### [Written exercise]
Collect from the data below each line with "this".

━━━━━ Provided data

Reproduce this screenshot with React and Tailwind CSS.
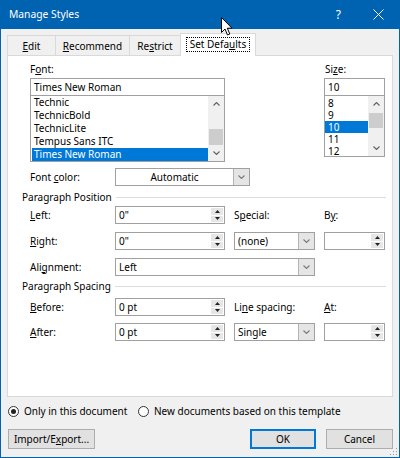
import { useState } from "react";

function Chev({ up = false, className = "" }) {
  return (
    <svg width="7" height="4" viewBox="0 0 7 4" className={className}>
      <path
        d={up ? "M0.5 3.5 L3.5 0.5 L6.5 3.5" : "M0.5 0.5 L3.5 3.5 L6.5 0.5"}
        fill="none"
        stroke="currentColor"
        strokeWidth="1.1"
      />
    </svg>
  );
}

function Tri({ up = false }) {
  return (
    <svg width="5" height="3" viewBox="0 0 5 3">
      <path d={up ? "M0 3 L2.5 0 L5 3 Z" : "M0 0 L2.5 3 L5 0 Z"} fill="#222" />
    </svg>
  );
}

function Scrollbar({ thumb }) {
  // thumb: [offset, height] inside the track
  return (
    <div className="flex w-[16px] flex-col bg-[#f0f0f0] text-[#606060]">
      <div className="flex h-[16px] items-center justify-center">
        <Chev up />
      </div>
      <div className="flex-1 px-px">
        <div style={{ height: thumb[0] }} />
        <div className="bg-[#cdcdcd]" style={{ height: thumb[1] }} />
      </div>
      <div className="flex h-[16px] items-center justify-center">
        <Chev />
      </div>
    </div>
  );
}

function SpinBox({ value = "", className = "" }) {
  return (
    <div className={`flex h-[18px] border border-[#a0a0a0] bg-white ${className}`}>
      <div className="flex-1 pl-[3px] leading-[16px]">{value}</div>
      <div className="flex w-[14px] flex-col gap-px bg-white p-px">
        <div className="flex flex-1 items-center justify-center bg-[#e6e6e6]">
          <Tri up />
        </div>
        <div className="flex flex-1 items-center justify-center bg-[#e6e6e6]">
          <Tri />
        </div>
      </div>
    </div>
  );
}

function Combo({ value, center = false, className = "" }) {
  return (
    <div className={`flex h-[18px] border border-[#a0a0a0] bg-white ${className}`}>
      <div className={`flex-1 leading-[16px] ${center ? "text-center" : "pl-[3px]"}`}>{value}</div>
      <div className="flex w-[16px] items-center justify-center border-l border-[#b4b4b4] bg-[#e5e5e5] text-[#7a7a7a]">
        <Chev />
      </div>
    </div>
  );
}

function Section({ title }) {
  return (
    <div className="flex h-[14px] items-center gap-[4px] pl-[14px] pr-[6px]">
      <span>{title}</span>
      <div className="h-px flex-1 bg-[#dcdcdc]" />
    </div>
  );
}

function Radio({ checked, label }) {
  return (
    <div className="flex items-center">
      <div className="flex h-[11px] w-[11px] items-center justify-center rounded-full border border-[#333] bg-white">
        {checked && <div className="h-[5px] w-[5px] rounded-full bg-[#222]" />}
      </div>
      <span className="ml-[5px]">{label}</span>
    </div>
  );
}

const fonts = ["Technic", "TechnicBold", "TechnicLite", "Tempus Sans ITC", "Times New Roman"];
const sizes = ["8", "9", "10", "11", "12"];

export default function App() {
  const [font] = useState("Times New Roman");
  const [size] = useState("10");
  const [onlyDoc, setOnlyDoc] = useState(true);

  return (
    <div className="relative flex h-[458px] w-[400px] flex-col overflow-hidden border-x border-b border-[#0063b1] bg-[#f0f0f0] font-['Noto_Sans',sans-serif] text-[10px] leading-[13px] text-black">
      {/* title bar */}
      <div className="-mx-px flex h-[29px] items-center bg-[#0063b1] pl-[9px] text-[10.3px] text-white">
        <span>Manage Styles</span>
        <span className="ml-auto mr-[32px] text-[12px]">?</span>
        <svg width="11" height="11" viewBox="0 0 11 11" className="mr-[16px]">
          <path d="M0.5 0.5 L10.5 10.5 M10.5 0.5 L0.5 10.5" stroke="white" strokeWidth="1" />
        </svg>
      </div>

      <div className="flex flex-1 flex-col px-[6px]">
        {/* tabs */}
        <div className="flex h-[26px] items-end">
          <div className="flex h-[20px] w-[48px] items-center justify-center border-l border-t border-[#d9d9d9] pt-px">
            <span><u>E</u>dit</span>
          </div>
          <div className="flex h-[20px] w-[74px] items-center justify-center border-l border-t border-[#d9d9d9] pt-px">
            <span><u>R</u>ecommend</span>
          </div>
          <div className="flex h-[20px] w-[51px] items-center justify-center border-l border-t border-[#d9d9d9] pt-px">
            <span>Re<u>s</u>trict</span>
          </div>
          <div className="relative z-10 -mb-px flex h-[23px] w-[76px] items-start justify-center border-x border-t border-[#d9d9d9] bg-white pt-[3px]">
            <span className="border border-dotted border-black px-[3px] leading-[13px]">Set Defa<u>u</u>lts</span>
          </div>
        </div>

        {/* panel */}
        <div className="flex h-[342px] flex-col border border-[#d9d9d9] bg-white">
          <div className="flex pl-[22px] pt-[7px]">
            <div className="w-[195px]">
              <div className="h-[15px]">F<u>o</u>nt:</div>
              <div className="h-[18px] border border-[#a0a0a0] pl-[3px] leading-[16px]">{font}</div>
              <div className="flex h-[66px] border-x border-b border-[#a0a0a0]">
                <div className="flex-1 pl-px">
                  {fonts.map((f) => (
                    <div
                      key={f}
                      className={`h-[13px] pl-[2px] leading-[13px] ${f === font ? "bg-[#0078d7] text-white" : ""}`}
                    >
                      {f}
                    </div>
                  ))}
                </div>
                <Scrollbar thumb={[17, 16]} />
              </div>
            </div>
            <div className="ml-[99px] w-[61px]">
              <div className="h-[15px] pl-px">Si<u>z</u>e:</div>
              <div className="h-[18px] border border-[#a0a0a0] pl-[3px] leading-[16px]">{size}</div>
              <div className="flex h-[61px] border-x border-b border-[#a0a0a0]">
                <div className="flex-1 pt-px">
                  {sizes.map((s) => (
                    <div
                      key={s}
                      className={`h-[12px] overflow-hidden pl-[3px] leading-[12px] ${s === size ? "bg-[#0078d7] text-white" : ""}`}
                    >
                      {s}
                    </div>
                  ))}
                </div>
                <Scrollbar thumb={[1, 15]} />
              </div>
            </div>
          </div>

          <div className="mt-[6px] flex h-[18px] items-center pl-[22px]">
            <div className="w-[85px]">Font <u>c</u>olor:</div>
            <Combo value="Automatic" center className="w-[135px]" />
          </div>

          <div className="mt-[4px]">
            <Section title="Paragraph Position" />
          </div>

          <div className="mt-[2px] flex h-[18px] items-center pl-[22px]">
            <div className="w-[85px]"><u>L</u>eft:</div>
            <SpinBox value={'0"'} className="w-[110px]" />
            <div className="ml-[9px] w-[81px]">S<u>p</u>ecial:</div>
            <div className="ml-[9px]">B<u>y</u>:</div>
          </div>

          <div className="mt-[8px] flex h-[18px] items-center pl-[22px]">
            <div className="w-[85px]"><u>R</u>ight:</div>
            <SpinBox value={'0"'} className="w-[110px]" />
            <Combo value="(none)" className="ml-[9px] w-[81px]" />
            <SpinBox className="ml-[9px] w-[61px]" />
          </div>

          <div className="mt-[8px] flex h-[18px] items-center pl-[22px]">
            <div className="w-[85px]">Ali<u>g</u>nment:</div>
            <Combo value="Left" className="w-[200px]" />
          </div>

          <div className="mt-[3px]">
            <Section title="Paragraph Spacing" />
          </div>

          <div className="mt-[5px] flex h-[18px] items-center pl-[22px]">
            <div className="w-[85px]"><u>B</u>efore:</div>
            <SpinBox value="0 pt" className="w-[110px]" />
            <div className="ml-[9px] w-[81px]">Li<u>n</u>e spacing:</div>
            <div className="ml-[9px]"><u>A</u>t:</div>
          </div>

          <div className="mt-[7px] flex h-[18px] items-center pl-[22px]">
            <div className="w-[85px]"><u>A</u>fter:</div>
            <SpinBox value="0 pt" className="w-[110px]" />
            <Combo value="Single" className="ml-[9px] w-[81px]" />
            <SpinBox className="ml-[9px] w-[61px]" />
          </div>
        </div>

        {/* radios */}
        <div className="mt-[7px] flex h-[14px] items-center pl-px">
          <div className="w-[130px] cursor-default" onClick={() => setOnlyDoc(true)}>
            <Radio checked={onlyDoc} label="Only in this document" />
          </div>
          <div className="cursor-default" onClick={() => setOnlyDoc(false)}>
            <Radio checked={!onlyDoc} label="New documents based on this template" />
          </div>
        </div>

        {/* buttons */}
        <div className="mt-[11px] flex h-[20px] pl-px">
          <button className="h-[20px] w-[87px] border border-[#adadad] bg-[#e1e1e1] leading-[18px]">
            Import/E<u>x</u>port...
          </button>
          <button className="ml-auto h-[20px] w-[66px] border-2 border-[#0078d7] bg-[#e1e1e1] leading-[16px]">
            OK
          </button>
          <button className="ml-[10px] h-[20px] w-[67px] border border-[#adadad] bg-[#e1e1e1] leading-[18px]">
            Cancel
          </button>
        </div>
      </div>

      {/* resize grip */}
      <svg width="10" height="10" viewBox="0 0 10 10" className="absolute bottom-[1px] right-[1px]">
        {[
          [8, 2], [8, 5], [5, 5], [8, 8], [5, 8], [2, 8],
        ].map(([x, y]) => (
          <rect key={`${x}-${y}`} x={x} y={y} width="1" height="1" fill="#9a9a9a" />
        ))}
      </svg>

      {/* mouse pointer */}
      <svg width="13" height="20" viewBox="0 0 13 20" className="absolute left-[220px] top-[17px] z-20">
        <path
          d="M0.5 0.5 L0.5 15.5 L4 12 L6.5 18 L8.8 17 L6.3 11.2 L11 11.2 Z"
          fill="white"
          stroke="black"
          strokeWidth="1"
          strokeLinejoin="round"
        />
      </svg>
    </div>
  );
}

━━━━━━━━━━

### [The reply]
Reproduce this screenshot with React and Tailwind CSS.
            <Radio checked={onlyDoc} label="Only in this document" />
            <Radio checked={!onlyDoc} label="New documents based on this template" />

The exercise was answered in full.